## Exercise objective:
Bring together all lines of the material below that contain the string "with".

## Supplied information:
######

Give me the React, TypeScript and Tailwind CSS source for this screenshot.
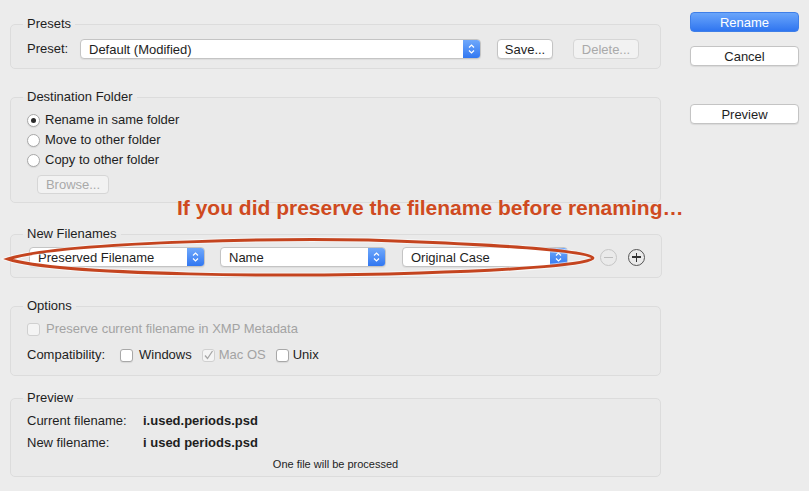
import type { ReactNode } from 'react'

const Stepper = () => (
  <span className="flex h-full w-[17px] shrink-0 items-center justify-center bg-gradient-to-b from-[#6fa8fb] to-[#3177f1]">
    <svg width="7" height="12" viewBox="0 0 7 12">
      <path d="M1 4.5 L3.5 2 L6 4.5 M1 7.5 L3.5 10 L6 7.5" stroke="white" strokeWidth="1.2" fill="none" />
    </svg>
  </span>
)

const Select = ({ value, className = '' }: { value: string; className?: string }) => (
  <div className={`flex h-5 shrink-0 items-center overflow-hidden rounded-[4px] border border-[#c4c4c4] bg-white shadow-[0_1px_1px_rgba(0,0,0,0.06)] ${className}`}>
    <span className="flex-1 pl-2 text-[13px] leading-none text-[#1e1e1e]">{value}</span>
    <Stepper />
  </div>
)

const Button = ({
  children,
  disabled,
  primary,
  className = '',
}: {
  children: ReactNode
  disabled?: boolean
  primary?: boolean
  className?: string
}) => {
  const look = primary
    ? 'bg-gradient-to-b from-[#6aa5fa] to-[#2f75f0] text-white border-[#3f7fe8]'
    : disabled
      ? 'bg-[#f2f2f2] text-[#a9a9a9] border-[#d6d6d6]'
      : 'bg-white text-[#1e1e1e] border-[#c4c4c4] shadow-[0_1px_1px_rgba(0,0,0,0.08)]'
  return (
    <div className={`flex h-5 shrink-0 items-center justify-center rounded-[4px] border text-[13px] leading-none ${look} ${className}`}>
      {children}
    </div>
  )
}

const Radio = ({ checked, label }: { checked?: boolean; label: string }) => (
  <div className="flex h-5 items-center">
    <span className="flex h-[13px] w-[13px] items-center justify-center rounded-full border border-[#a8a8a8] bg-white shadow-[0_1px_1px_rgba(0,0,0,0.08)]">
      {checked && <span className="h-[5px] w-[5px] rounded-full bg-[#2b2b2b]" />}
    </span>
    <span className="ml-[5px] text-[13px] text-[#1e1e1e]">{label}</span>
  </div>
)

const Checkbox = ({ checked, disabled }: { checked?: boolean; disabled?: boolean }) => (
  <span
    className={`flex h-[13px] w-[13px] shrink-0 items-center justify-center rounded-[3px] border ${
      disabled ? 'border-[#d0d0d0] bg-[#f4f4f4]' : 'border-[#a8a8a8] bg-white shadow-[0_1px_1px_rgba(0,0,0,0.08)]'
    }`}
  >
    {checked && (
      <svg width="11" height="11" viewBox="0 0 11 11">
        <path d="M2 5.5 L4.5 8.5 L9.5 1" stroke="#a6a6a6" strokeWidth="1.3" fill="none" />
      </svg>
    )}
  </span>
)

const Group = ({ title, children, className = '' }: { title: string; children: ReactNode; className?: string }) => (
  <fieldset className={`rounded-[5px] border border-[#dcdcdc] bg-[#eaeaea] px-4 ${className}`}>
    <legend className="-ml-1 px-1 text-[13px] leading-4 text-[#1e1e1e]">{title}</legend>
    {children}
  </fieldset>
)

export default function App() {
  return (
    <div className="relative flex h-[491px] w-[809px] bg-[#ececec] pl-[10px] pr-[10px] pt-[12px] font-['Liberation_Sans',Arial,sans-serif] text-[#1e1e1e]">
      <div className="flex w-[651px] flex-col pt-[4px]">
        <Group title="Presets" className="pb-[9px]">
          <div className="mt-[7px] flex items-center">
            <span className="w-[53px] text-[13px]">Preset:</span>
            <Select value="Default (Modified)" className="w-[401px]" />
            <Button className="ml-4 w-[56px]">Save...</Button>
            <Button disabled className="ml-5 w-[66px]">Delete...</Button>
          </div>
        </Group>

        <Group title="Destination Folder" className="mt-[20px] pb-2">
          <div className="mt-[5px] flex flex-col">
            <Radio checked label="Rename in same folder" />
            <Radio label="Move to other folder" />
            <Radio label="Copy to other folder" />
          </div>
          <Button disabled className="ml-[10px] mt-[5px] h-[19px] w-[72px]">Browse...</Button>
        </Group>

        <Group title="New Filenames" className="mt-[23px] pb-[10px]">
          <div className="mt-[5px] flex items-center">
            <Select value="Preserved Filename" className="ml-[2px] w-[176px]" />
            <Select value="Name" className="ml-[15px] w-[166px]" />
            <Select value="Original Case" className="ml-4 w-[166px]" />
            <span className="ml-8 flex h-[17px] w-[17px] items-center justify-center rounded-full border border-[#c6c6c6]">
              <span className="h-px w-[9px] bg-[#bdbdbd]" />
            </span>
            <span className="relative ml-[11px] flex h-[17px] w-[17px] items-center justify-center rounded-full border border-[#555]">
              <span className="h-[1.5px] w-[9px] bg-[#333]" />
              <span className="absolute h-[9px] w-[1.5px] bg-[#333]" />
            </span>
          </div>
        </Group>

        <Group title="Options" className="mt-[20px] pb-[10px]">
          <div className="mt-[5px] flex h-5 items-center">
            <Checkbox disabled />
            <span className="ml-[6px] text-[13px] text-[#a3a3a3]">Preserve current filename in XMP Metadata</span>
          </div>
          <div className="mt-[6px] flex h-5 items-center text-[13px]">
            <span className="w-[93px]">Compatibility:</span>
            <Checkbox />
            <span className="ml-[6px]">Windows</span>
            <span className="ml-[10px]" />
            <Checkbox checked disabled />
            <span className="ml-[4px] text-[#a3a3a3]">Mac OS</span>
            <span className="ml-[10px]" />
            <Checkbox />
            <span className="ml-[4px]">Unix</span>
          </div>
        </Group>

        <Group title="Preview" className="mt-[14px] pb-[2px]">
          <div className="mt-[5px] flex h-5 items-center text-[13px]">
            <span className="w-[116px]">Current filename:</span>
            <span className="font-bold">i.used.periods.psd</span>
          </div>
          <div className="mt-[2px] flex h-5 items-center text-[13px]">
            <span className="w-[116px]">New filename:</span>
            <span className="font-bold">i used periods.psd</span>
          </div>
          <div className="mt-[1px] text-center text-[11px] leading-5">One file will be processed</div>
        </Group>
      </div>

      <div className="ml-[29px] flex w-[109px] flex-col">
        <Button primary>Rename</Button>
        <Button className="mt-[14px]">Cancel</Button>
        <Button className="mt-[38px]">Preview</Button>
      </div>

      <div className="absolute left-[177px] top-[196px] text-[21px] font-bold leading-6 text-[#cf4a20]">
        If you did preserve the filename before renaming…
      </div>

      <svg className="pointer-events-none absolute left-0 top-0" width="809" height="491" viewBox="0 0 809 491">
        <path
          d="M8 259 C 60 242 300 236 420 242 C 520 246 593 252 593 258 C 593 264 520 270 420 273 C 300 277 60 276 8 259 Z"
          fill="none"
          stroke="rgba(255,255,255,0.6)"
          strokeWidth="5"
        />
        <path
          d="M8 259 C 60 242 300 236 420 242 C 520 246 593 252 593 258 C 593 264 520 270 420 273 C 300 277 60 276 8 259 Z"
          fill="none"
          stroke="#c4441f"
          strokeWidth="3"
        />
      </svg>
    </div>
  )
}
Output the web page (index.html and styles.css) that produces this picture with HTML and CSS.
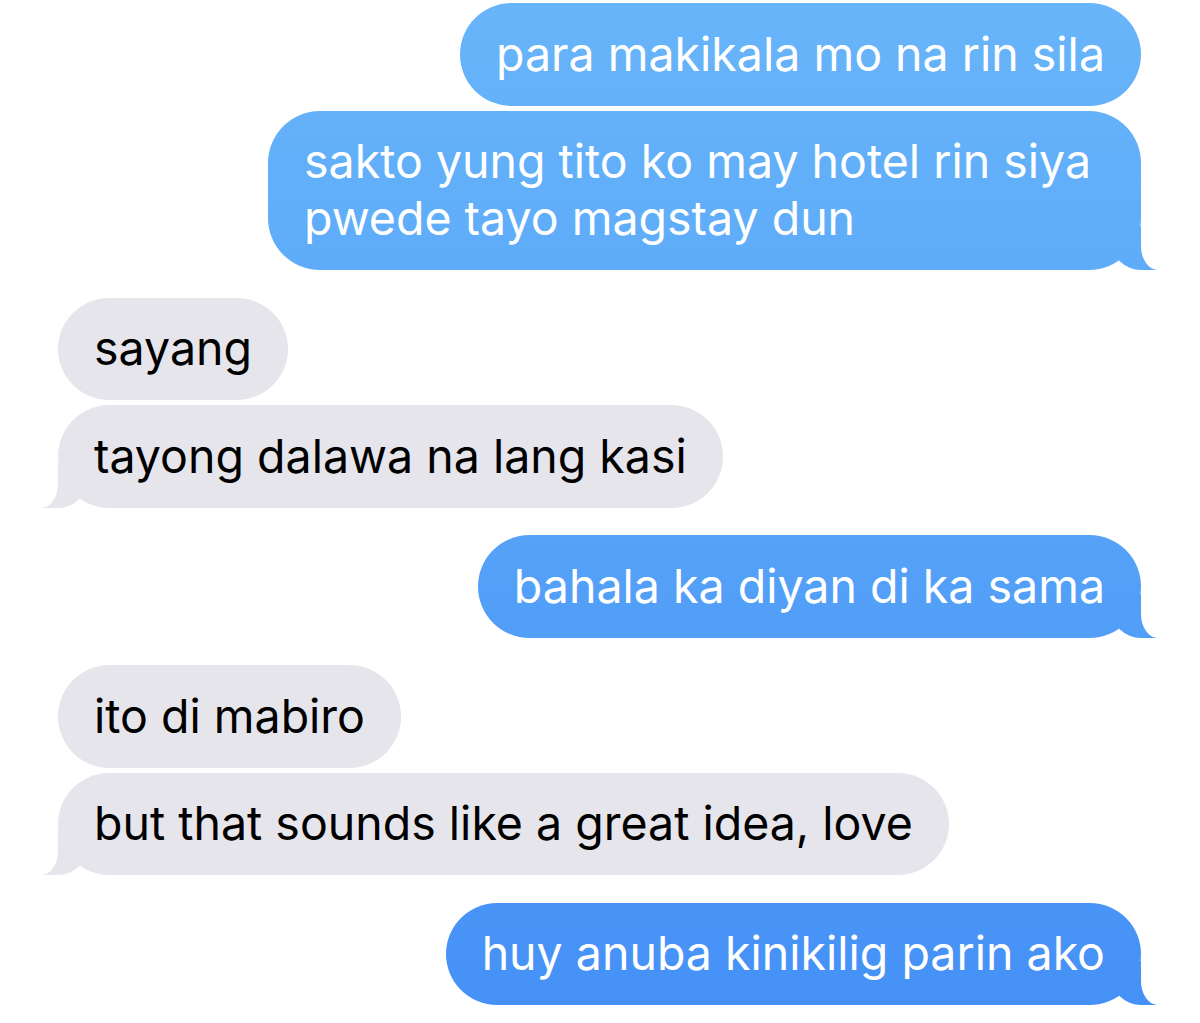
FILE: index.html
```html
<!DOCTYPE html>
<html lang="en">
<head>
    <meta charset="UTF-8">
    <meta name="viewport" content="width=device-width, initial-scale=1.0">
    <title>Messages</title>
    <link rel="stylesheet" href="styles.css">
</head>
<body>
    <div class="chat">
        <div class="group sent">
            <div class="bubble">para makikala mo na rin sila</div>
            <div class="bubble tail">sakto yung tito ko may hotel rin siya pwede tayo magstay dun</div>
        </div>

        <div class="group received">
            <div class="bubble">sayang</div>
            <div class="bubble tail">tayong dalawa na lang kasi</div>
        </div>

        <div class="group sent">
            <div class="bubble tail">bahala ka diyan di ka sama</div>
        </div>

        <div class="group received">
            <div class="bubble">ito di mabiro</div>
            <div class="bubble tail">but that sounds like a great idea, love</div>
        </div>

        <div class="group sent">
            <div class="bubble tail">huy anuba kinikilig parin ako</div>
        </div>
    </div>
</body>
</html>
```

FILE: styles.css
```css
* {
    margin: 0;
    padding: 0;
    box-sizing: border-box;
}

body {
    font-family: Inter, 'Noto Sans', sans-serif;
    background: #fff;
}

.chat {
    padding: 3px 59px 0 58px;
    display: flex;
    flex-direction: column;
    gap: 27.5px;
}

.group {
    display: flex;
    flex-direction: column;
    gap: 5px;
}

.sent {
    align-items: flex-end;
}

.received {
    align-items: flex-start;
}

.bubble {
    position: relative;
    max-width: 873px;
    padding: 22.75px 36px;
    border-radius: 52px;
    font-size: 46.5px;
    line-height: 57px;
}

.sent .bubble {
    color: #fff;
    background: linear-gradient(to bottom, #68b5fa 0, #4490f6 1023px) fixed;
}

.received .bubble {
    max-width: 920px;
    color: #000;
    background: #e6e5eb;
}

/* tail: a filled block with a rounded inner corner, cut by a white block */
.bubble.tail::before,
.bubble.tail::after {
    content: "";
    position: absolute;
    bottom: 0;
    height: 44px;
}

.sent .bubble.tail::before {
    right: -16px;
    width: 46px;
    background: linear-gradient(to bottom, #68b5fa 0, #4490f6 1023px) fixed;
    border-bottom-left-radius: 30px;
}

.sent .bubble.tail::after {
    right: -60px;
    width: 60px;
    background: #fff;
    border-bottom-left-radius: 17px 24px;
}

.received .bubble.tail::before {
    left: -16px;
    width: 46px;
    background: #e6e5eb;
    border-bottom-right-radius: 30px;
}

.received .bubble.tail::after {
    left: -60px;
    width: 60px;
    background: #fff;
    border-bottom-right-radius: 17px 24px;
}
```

######

## Written response:
Output the web page (index.html and styles.css) that produces this picture with HTML and CSS.
/* tail: a filled block with a rounded inner corner, cut by a white block */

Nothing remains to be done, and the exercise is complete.